### Set problem
Scan the lines below for the string "screenshot" and copy every one that has it.

### Record excerpts
--*--

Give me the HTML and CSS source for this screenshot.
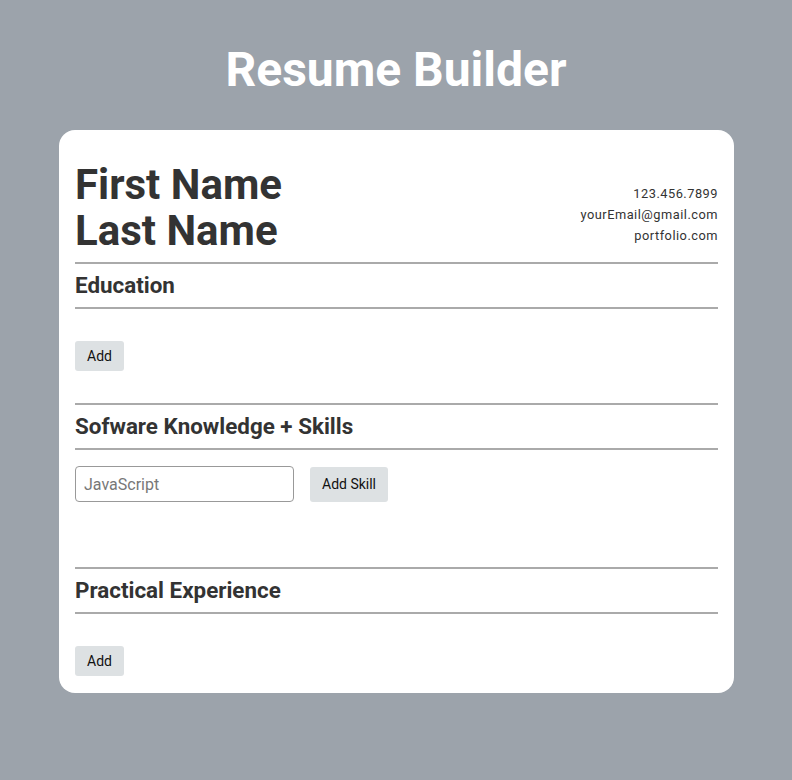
FILE: index.html
```html
<!DOCTYPE html>
<html>
<head>
<meta charset="utf-8">
<link rel="stylesheet" href="styles.css">
</head>
<body>
<h1 class="app-title">Resume Builder</h1>
<main class="card">
  <header class="resume-header">
    <h2 class="name">First Name<br>Last Name</h2>
    <div class="contact">
      <div>123.456.7899</div>
      <div>yourEmail@gmail.com</div>
      <div>portfolio.com</div>
    </div>
  </header>
  <section class="section">
    <h3 class="section-title">Education</h3>
    <div class="section-body edu">
      <button class="btn">Add</button>
    </div>
  </section>
  <section class="section">
    <h3 class="section-title">Sofware Knowledge + Skills</h3>
    <div class="section-body skills">
      <form class="skill-form">
        <input class="skill-input" type="text" placeholder="JavaScript">
        <button class="btn btn-skill" type="button">Add Skill</button>
      </form>
      <ul class="skill-list"></ul>
    </div>
  </section>
  <section class="section">
    <h3 class="section-title">Practical Experience</h3>
    <div class="section-body exp">
      <button class="btn">Add</button>
    </div>
  </section>
</main>
</body>
</html>
```
FILE: styles.css
```css
* { box-sizing: border-box; }
body {
  margin: 0;
  background: #9ca3ab;
  font-family: Roboto, "Liberation Sans", sans-serif;
  color: #333;
  padding-top: 40px;
  padding-bottom: 40px;
}
.app-title {
  margin: 0 0 30px;
  text-align: center;
  color: #fff;
  font-size: 48px;
  line-height: 60px;
  font-weight: 700;
}
.card {
  width: 675px;
  margin: 0 0 0 59px;
  background: #fff;
  border-radius: 16px;
  padding: 32px 16px 17px;
}
.resume-header {
  display: flex;
  justify-content: space-between;
  align-items: flex-end;
  padding-bottom: 8px;
}
.name {
  margin: 0;
  font-size: 42px;
  line-height: 46px;
  font-weight: 700;
  color: #333;
}
.contact {
  text-align: right;
  font-size: 12.8px;
  line-height: 21px;
  letter-spacing: 0.5px;
  color: #333;
  padding-bottom: 8px;
}
.section-title {
  margin: 0;
  border-top: 2px solid #aaa;
  border-bottom: 2px solid #aaa;
  font-size: 22.4px;
  line-height: 43px;
  font-weight: 700;
  color: #333;
}
.section-body.edu { padding: 32px 0 32px; }
.section-body.exp { padding: 32px 0 0; }
.section-body.skills { padding: 16px 0 0; }
.skill-form {
  display: flex;
  align-items: center;
  gap: 16px;
  margin: 0;
}
.skill-input {
  width: 219px;
  height: 36px;
  border: 1px solid #999;
  border-radius: 4px;
  padding: 0 8px;
  font-family: Roboto, "Liberation Sans", sans-serif;
  font-size: 16px;
  color: #333;
}
.skill-input::placeholder { color: #777; }
.skill-list {
  margin: 0;
  padding: 0;
  height: 65px;
  list-style: none;
}
.btn {
  font-family: Roboto, "Liberation Sans", sans-serif;
  background: #dde1e3;
  border: none;
  border-radius: 3px;
  font-size: 14px;
  color: #111;
  height: 30px;
  padding: 0 12px;
  display: block;
}
.btn-skill {
  height: 35px;
  padding: 0 12px;
}
```
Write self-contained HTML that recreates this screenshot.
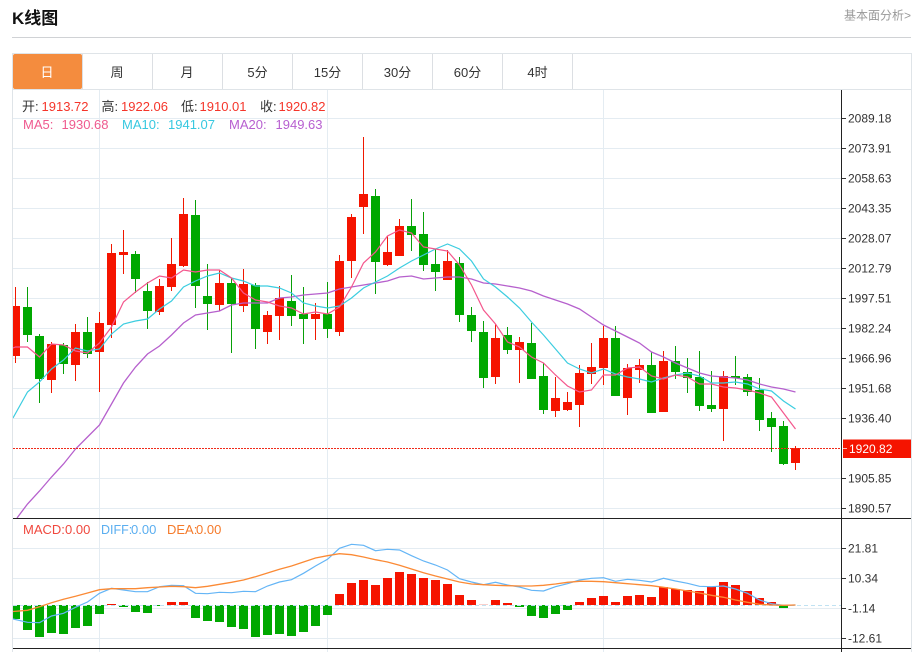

--*--

### Result
Give me the HTML and CSS source for this screenshot.
Write self-contained HTML that recreates this screenshot.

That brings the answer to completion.